2 - we then need to realise that you can only claim for relief that relates to that same accounting period
*if one company has losses with an AP ending 31 March 2024 and a sub of the company with profits has an AP ending 31 Dec 2023. then the company of the sub can only apply for losses on a time apportioned basis in which it falls into that companies AP (01April-31Dec) 9 months of losses
3 - we also need to make sure that we include the total profits for the year and deduct any trading losses brought forward from the company with profits first
what are the things we need to consider if we are selling shares, explaining the relevant capital gains position
1 - the first thing we need to consider is are there any matching rules that occur in the period of disposal, the matching rules means that any shares that have been sold on the same day as acquisition or 9 days after acquisition need to be selected first as the shares that have been sold, there is no indexation relief available for matching shares
2 - any shares that do not fall into this category are then selected for the s104 pool which allows us to pool together all of the shares and include any indexation relief
3 - when calculating the proceeds we need to remember that any shares that were matched with the disposals is not include in these proceeds - i.e. if 50% of the shares sold were matched then you only calculate 50% of the proceeds when using the s104 calculation
what is substantial shareholding exemption
this arises when a company disposes of shares in a trading company that had a substantial shareholding, this relief means that any gains arising are exempt and any losses made are not allowable
in order to qualify for substantial shareholding relief you must have the following
- you must hold 10% of the share capital throughout a 12 month period and this must not have begun more than six years prior to the disposal
- you also are to be considered to have held a 10% shareholding if you sell any further shares up to 5 years after you last held a 10% holding - meaning any shares sold after this even if you are below 10% will still be considered for SSE
what is the Goodwill relief available for companies
first thing we need to consider is; has the goodwill been purchased after the 1st April 2019, if so then tax relief is available when the asset has acquired part of a business in which it also acquires intellectual property,
qualifying intellectual property includes:
- Patents
- Registered Designs and
- Copyright or design rights
this relief is given as a 6.5% deduction of cost per annum (note - this is restricted for periods less than 12 months)
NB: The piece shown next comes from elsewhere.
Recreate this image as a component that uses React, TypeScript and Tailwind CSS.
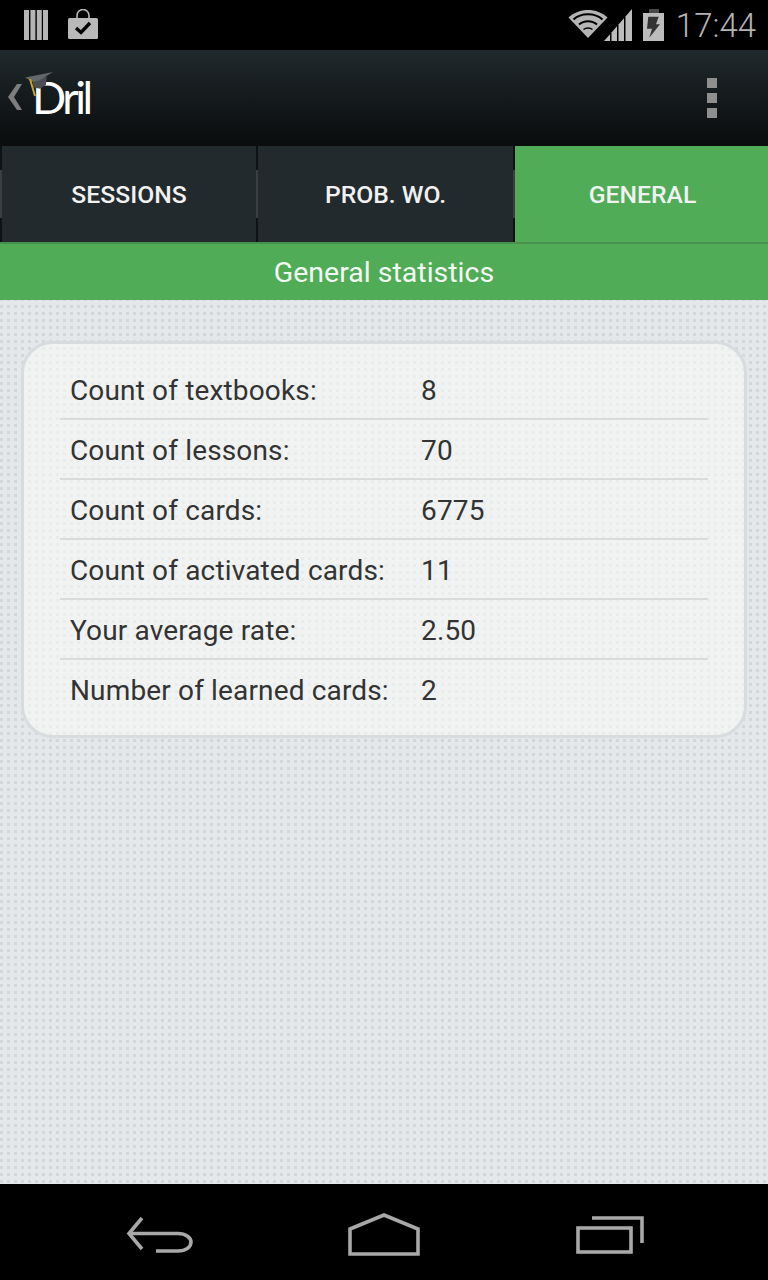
const rows = [
  ['Count of textbooks:', '8'],
  ['Count of lessons:', '70'],
  ['Count of cards:', '6775'],
  ['Count of activated cards:', '11'],
  ['Your average rate:', '2.50'],
  ['Number of learned cards:', '2'],
];

function TabDivider() {
  return (
    <div className="flex h-full w-[2px] shrink-0 items-center bg-[#0e1213]">
      <div className="h-[48px] w-full bg-[#3a3f41]" />
    </div>
  );
}

function StatusBar() {
  return (
    <div className="flex h-[50px] items-center justify-between bg-black pr-[12px] pl-[24px]">
      <div className="flex items-center gap-[19px]">
        <svg width="24" height="30" viewBox="0 0 24 30" fill="#b5b5b5">
          <rect x="0" y="0" width="5" height="30" />
          <rect x="6.4" y="0" width="5" height="30" />
          <rect x="12.8" y="0" width="5" height="30" />
          <rect x="19" y="0" width="5" height="30" />
        </svg>
        <svg width="32" height="32" viewBox="0 0 32 32">
          <path d="M10 9V6.5a6 6 0 0 1 12 0V9" fill="none" stroke="#b5b5b5" strokeWidth="1.6" />
          <rect x="1" y="9" width="30" height="21" rx="1.5" fill="#b9b9b9" />
          <path d="M9 19l5 4.5L23 14" fill="none" stroke="#000" strokeWidth="3.4" />
        </svg>
      </div>
      <div className="flex items-center">
        <svg width="40" height="30" viewBox="0 0 40 30" className="mt-[-2px]">
          <path d="M0.5 8.5C11-1.5 29-1.5 39.5 8.5L20 29Z" fill="#b5b5b5" />
          <path d="M5.5 10.5C13 3.5 27 3.5 34.5 10.5" fill="none" stroke="#000" strokeWidth="2" />
          <path d="M11 15.5C16 11 24 11 29 15.5" fill="none" stroke="#000" strokeWidth="2" />
          <path d="M15.5 20.5C18 18.5 22 18.5 24.5 20.5" fill="none" stroke="#000" strokeWidth="1.6" />
        </svg>
        <svg width="28" height="32" viewBox="0 0 28 32" className="ml-[-4px]" fill="#bdbdbd">
          <path d="M0 32L6 25.2V32Z" />
          <path d="M7.5 23.5L13 17.2V32H7.5Z" />
          <path d="M14.5 15.5L20 9.2V32H14.5Z" />
          <path d="M21.5 7.5L28 0V32H21.5Z" />
        </svg>
        <svg width="21" height="32" viewBox="0 0 21 32" className="ml-[11px]">
          <rect x="6" y="0" width="10" height="4" fill="#4a4a4a" />
          <rect x="0" y="4" width="21" height="28" fill="#bcbcbc" />
          <path d="M5.3 7.7H15.7L13 15.3H17L6.3 28.7L9 19.7H4Z" fill="#333333" />
        </svg>
        <span className="ml-[12px] font-['Roboto',sans-serif] text-[33px] leading-none font-light text-[#b4b4b4]">17:44</span>
      </div>
    </div>
  );
}

function ActionBar() {
  return (
    <div className="relative flex h-[96px] items-center justify-between bg-gradient-to-b from-[#20292c] to-[#0a0c0d] pr-[51px] pl-[8px]">
      <div className="flex items-center">
        <svg width="14" height="28" viewBox="0 0 14 28" className="mt-[-2px]">
          <path d="M9 1H14L6 14L14 27H9L0 14Z" fill="#7d7d7d" />
        </svg>
        <div className="relative ml-[10px] mt-[-1px]">
          <span className="block font-['Lato',sans-serif] text-[45px] leading-none tracking-[-3.5px] text-white">Dril</span>
          <svg width="28" height="26" viewBox="0 0 28 26" className="absolute top-[-3px] left-[-7px]">
            <path d="M7.7 7.7L21.7 4.3L21 12.7L15 16.7L8.3 15.3Z" fill="#4a4e50" />
            <path d="M0 5.5L28 0L14 8.5L8 10Z" fill="#63686a" />
            <path d="M5 7L10 24" stroke="#c9a227" strokeWidth="2" fill="none" />
          </svg>
        </div>
      </div>
      <div className="flex flex-col gap-[5px]">
        <div className="size-[10px] bg-[#8f8f8f]" />
        <div className="size-[10px] bg-[#8f8f8f]" />
        <div className="size-[10px] bg-[#8f8f8f]" />
      </div>
    </div>
  );
}

function Tabs() {
  return (
    <div className="flex h-[96px] bg-[#222a2d] font-['Roboto',sans-serif] text-[24.7px] font-medium text-[#f1f1f1]">
      <TabDivider />
      <div className="flex w-[254px] items-center justify-center pt-[1px]">SESSIONS</div>
      <TabDivider />
      <div className="flex w-[255px] items-center justify-center pt-[1px]">PROB. WO.</div>
      <TabDivider />
      <div className="flex w-[253px] items-center justify-center bg-[#50ac56] pt-[1px] pl-[2px]">GENERAL</div>
    </div>
  );
}

export default function App() {
  return (
    <div className="flex h-[1280px] w-[768px] flex-col overflow-hidden bg-black font-['Roboto',sans-serif]">
      <StatusBar />
      <ActionBar />
      <Tabs />
      <div className="flex h-[58px] items-center justify-center border-t-2 border-[#47904d] bg-[#50ac56] pt-[2px] text-[28.5px] text-[#f4f8f4]">
        General statistics
      </div>
      <div className="flex-1 bg-[#e5e8eb] bg-[conic-gradient(at_3px_3px,transparent_75%,#d4d7da_0)] bg-[length:7px_7px] bg-[position:0_5px] px-[21px] pt-[41px]">
        <div className="rounded-[32px] border-[3px] border-[#d9dcdf] bg-[#f9faf7]/60 px-[36px] pt-[16px] pb-[15px]">
          {rows.map(([label, value], i) => (
            <div
              key={label}
              className={`flex h-[60px] items-center border-b-2 pl-[10px] pt-[3px] text-[28px] tracking-[0.15px] text-[#333333] ${
                i < rows.length - 1 ? 'border-[#d8dbda]' : 'border-transparent'
              }`}
            >
              <span className="w-[351px]">{label}</span>
              <span>{value}</span>
            </div>
          ))}
        </div>
      </div>
      <div className="flex h-[96px] items-center gap-[154px] bg-black pt-[6px] pl-[126px]">
        <svg width="68" height="40" viewBox="0 0 68 40" fill="none" stroke="#a8a8a8" strokeWidth="3.6">
          <path d="M16 3L3 18.5L16 34" />
          <path d="M3 18.5H52C60 18.5 65 23 65 27C65 32 60 36 52 36H30" />
        </svg>
        <svg width="72" height="44" viewBox="0 0 72 44" fill="none" stroke="#a8a8a8" strokeWidth="3.6">
          <path d="M2 16L36 2L70 16V41H2Z" />
        </svg>
        <svg width="70" height="38" viewBox="0 0 70 38" fill="none" stroke="#a8a8a8" strokeWidth="3.6" className="ml-[2px]">
          <rect x="2" y="12" width="53" height="24" />
          <path d="M16 2H66V27" />
        </svg>
      </div>
    </div>
  );
}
the maximum costs on which the deduction is bases is six times the value of the qualifying intellectual property
what are the two situations in which a company will be classed as a UK resident for tax purposes
1 - there main trade must be carried out in the uk
2 - if they are incorporated outside of the uk then there main basis of control and management must be in the uk
we also need to note that a company that is resident in the UK is liable to UK corporation tax on its worldwide profits
what do we need to calculating an R&D Tax credit
1 - Firs thing we need to do is to calculate the amount of potential relief available, companies can apply for a 186% claim on expenditure that qualifies as R&D expenditure.
2 - the surrendered loss relief given for receiving credit is lower of the trading loss available or the R&D 186% claim.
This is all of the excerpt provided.